Researchers say that endocrine-disrupting chemicals present in household dust promote the development of fat cells in a cell model and could contribute to increased growth in children relative to their age. The Duke University team will detail its findings today at ENDO 2019, the Endocrine Society’s annual meeting in New Orleans.
“This is some of the first research investigating links between exposure to chemical mixtures present in the indoor environment and metabolic health of children living in those homes,” said lead scientist Christopher Kassotis, PhD, a postdoctoral research associate at the university’s Nicholas School of the Environment.
Previous studies have shown that chemical exposures can promote accumulation of triglycerides and increased obesity in animal models. Many observational studies have found a link between exposure to endocrine-disrupting chemicals believed to contribute to obesity and increased weight in humans, according to Kassotis.
In this study, Kassotis and colleagues investigated the effect of chemical mixtures isolated from house dust. They collected 194 house dust samples from households in central North Carolina. They then extracted the chemicals from the dust in the lab. These extracts were tested for their ability to promote fat cell development in a cell model.
They found that low concentrations of dust extracts were able to promote precursor fat cell proliferation and fat cell development. According to the EPA, children are estimated to consume between 60 and 100 milligrams of dust each day.

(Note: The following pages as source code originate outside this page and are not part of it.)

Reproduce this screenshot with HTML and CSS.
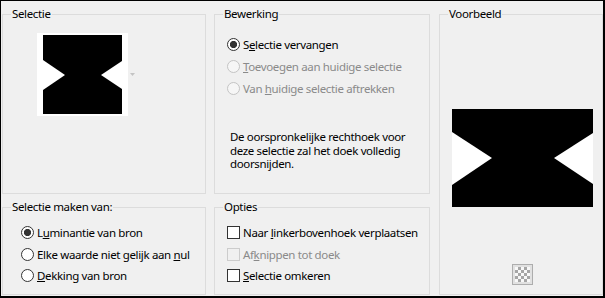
FILE: index.html
```html
<!DOCTYPE html>
<html lang="nl">
<head>
<meta charset="utf-8">
<title>Selectie</title>
<link rel="stylesheet" href="styles.css">
</head>
<body>
<div class="window">
  <fieldset class="group sel">
    <legend>Selectie</legend>
    <div class="thumb-row">
      <svg class="thumb" width="91" height="83" viewBox="0 0 91 83">
        <rect x="0" y="0" width="91" height="83" fill="#fff"/>
        <rect x="6" y="2" width="79" height="79" fill="#000"/>
        <polygon points="6,27 28,42 6,57" fill="#fff"/>
        <polygon points="85,28 64,42 85,56" fill="#fff"/>
      </svg>
      <svg class="drop" width="5" height="3" viewBox="0 0 5 3">
        <polygon points="0,0 5,0 2.5,3" fill="#c4c4c4"/>
      </svg>
    </div>
  </fieldset>

  <fieldset class="group edit">
    <legend>Bewerking</legend>
    <div class="options">
      <div class="opt"><span class="radio checked"></span><span class="lbl">S<u>e</u>lectie vervangen</span></div>
      <div class="opt disabled"><span class="radio"></span><span class="lbl"><u>T</u>oevoegen aan huidige selectie</span></div>
      <div class="opt disabled"><span class="radio"></span><span class="lbl">Van <u>h</u>uidige selectie aftrekken</span></div>
    </div>
    <p class="note">De oorspronkelijke rechthoek voor<br>deze selectie zal het doek volledig<br>doorsnijden.</p>
  </fieldset>

  <fieldset class="group preview">
    <legend>Voorbeeld</legend>
    <div class="preview-body">
      <svg class="big" width="141" height="98" viewBox="0 0 141 98">
        <rect x="0" y="0" width="141" height="98" fill="#000"/>
        <polygon points="0,23 40,49 0,76" fill="#fff"/>
        <polygon points="141,24 102,49 141,75" fill="#fff"/>
      </svg>
      <div class="checker-btn"><span class="checker"></span></div>
    </div>
  </fieldset>

  <fieldset class="group source">
    <legend>Selectie maken van:</legend>
    <div class="options small">
      <div class="opt"><span class="radio checked"></span><span class="lbl">L<u>u</u>minantie van bron</span></div>
      <div class="opt"><span class="radio"></span><span class="lbl">Elke waarde niet gelijk aan <u>n</u>ul</span></div>
      <div class="opt"><span class="radio"></span><span class="lbl"><u>D</u>ekking van bron</span></div>
    </div>
  </fieldset>

  <fieldset class="group opts">
    <legend>Opties</legend>
    <div class="options small">
      <div class="opt"><span class="check"></span><span class="lbl">Naar <u>l</u>inkerbovenhoek verplaatsen</span></div>
      <div class="opt disabled"><span class="check"></span><span class="lbl">Af<u>k</u>nippen tot doek</span></div>
      <div class="opt"><span class="check"></span><span class="lbl"><u>S</u>electie omkeren</span></div>
    </div>
  </fieldset>
</div>
</body>
</html>
```

FILE: styles.css
```css
* { box-sizing: border-box; }

html, body {
  margin: 0;
  padding: 0;
  background: #f0f0f0;
}

body {
  font-family: "Noto Sans", "Open Sans", sans-serif;
  font-size: 11.5px;
  letter-spacing: -0.35px;
  color: #000;
}

.window {
  width: 605px;
  height: 298px;
  background: #f0f0f0;
  border-style: solid;
  border-color: #000;
  border-width: 1px 2px 2px 1px;
  padding: 5px 0 1px 1px;
  display: grid;
  grid-template-columns: 204px 216px 165px;
  grid-template-rows: 188px 96px;
  column-gap: 8px;
  row-gap: 5px;
}

.group {
  margin: 0;
  padding: 0;
  min-width: 0;
  border: 1px solid #dcdcdc;
}

.group legend {
  margin-left: 8px;
  padding: 0 1px;
  line-height: 16px;
  height: 16px;
}

.sel { grid-column: 1; grid-row: 1; }
.edit { grid-column: 2; grid-row: 1; }
.preview { grid-column: 3; grid-row: 1 / span 2; margin-left: 1px; }
.source { grid-column: 1; grid-row: 2; }
.opts { grid-column: 2; grid-row: 2; }

.thumb-row {
  display: flex;
  align-items: center;
  gap: 2px;
  padding: 11px 0 0 34px;
}

.thumb, .drop, .big { display: block; }

.options {
  display: flex;
  flex-direction: column;
  padding: 11px 0 0 12px;
}

.opt {
  display: flex;
  align-items: center;
  height: 22px;
  white-space: nowrap;
}

.options.small { padding-top: 7px; }
.options.small .opt { height: 21.5px; }
.source .options { padding-left: 18px; }

.lbl { margin-left: 3px; }
.lbl u { text-underline-offset: 1px; }

.radio {
  width: 13px;
  height: 13px;
  border-radius: 50%;
  border: 1px solid #333;
  background: #fff;
  flex: none;
}

.radio.checked {
  background: radial-gradient(circle, #333 0 3.3px, #fff 3.9px);
}

.check {
  width: 13px;
  height: 13px;
  border: 1px solid #333;
  background: #fff;
  flex: none;
}

.opt.disabled { color: #8a8a8a; }
.opt.disabled .radio { border-color: #c4c4c4; background: #f6f6f6; }
.opt.disabled .check { border-color: #cccccc; background: #f0f0f0; }

.note {
  margin: 31px 0 0 15px;
  line-height: 13.5px;
}

.preview-body {
  display: flex;
  flex-direction: column;
  align-items: center;
  padding: 87px 0 0 3px;
}

.checker-btn {
  margin-top: 57px;
  width: 21px;
  height: 21px;
  border: 1px solid #adadad;
  background: #e1e1e1;
  display: flex;
  align-items: center;
  justify-content: center;
}

.checker {
  width: 15px;
  height: 15px;
  background-color: #f8f8f8;
  background-image:
    linear-gradient(45deg, #a6a6a6 25%, transparent 25%, transparent 75%, #a6a6a6 75%),
    linear-gradient(45deg, #a6a6a6 25%, transparent 25%, transparent 75%, #a6a6a6 75%);
  background-size: 6px 6px;
  background-position: 0 0, 3px 3px;
}
```
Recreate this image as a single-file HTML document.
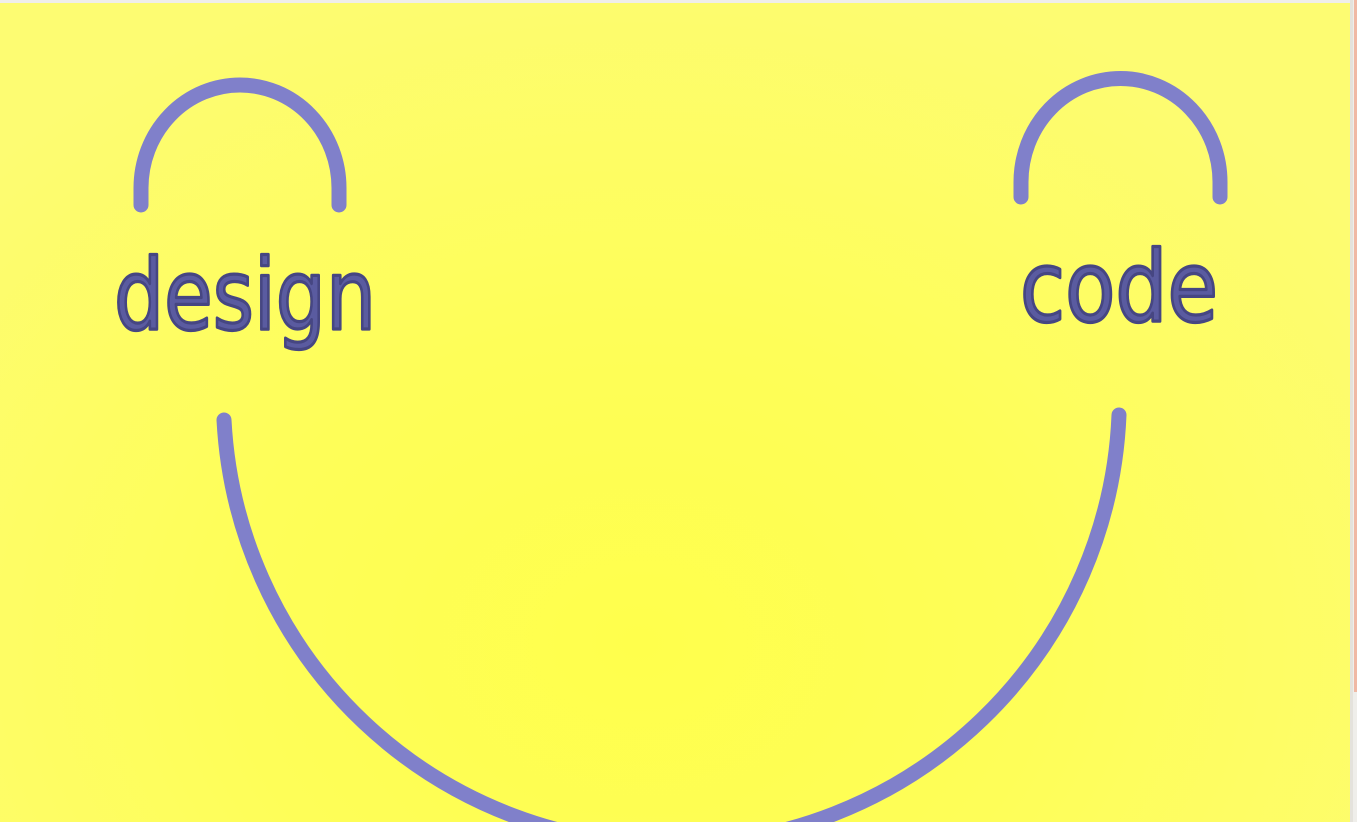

“We found that two-thirds of dust extracts were able to promote fat cell development and half promote precursor fat cell proliferation at 100 micrograms, or approximately 1,000 times lower levels than what children consume on a daily basis,” noted Kassotis.
The researchers then measured more than 100 different chemicals in the dust and looked at the relationship between their concentrations and the extent of fat cell development. They found that approximately 70 of the chemicals had a significant positive relationship with the development of dust-induced fat cells, and approximately 40 were linked with precursor fat cell development. “This suggests that mixtures of chemicals occurring in the indoor environment might be driving these effects,” added Kassotis.
The researchers found several chemicals were significantly elevated in the dust of homes of children who were overweight or obese. They are continuing to study these chemicals, some of which are found in common household products such as laundry detergents, household cleaners, paints, and cosmetics, to determine which ones may be linked to obesity.